— Records to use —

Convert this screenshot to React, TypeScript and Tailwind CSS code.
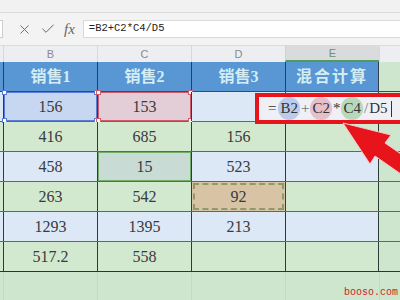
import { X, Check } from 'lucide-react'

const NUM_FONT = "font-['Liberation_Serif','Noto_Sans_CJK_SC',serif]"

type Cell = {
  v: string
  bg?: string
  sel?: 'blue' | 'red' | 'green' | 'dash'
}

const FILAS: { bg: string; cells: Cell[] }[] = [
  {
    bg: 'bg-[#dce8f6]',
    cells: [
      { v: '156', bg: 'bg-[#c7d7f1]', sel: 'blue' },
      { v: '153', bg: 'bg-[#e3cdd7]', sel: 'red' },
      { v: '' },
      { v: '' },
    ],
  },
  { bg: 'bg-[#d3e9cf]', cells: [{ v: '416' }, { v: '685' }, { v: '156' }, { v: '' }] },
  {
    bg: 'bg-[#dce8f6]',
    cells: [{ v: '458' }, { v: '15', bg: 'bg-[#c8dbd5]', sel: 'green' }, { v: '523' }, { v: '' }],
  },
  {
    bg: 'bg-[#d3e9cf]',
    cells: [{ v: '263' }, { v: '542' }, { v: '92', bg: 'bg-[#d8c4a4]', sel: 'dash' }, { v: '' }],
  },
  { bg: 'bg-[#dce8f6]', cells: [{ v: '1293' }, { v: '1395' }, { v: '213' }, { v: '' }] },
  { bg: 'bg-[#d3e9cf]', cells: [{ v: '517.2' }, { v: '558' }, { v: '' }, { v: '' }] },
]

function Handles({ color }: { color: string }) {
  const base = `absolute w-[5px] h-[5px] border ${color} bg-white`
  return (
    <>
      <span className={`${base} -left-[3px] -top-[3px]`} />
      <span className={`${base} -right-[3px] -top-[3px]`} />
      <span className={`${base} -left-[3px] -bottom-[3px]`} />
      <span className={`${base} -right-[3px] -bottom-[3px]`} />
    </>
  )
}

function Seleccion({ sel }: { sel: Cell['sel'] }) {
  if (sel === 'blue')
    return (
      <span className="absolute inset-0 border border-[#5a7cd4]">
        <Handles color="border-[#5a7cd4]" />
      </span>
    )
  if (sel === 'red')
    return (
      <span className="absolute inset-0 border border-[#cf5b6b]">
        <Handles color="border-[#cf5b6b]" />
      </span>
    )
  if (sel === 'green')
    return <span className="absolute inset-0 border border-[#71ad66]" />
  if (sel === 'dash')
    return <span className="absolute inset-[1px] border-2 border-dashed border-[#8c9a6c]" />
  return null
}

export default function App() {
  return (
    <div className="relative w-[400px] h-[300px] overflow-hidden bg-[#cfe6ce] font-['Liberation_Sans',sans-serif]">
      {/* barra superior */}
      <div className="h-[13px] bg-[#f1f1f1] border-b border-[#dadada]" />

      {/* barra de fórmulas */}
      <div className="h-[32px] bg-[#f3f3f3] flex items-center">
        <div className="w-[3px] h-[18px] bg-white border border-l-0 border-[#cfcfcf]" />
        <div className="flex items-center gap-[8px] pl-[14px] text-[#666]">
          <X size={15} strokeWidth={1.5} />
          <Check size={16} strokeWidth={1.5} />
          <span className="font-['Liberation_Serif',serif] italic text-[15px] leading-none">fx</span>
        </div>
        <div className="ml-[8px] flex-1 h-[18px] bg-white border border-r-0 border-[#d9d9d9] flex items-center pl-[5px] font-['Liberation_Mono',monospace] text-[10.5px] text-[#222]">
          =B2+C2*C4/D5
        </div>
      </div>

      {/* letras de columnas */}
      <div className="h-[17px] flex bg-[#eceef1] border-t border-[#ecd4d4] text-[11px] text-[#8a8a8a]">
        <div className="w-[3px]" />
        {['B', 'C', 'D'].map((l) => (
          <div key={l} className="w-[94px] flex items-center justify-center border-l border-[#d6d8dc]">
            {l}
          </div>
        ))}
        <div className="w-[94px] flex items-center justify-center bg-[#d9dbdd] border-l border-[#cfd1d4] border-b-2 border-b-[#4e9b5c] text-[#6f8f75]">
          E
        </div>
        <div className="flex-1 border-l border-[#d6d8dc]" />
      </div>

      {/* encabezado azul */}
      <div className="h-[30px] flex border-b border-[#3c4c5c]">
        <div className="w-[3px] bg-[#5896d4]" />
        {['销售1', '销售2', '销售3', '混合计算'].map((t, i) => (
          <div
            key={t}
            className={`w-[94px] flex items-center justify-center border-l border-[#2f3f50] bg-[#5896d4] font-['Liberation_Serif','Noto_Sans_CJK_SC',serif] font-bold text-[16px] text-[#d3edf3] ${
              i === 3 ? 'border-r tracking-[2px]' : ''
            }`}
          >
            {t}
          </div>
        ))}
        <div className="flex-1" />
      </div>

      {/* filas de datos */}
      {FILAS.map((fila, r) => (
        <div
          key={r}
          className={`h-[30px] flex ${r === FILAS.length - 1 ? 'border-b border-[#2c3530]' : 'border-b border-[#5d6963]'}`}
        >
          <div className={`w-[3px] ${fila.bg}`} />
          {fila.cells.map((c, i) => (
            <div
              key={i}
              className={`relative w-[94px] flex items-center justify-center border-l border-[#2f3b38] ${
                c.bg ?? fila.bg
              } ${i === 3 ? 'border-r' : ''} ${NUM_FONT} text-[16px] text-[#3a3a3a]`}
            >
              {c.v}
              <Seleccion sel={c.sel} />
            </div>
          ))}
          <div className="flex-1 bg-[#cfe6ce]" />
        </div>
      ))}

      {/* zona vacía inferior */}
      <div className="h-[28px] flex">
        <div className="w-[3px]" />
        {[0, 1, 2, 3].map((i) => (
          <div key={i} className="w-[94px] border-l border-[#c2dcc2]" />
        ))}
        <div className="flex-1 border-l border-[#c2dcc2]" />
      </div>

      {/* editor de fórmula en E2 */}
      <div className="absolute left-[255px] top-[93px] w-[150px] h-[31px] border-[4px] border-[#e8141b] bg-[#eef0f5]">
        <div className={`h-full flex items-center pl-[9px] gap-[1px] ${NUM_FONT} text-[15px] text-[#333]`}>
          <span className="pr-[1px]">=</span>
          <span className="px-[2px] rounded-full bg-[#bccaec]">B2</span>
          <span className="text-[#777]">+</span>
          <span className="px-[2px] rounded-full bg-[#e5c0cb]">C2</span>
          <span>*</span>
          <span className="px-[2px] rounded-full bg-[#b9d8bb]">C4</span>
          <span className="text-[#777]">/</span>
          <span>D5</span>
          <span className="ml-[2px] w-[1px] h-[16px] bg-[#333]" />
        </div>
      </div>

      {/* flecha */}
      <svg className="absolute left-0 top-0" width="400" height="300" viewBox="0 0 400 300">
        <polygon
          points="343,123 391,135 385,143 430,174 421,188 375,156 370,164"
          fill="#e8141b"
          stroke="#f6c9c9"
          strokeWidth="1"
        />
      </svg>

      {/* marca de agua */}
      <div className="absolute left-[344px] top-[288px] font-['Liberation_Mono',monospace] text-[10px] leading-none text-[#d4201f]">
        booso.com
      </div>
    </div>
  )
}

---

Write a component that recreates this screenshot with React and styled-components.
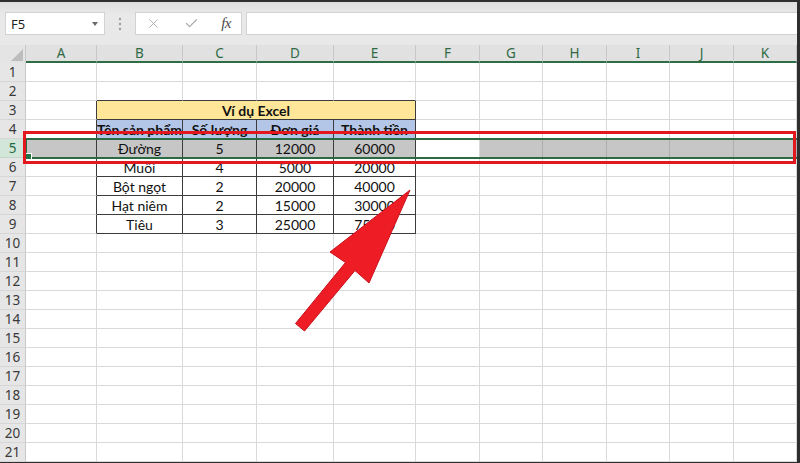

— Stated exercise —
Go through the listing above and locate each line that holds the word "screenshot". Copy those lines.

— Exercise output —
Convert this screenshot to React, TypeScript and Tailwind CSS code.
Write a component that recreates this screenshot with React and styled-components.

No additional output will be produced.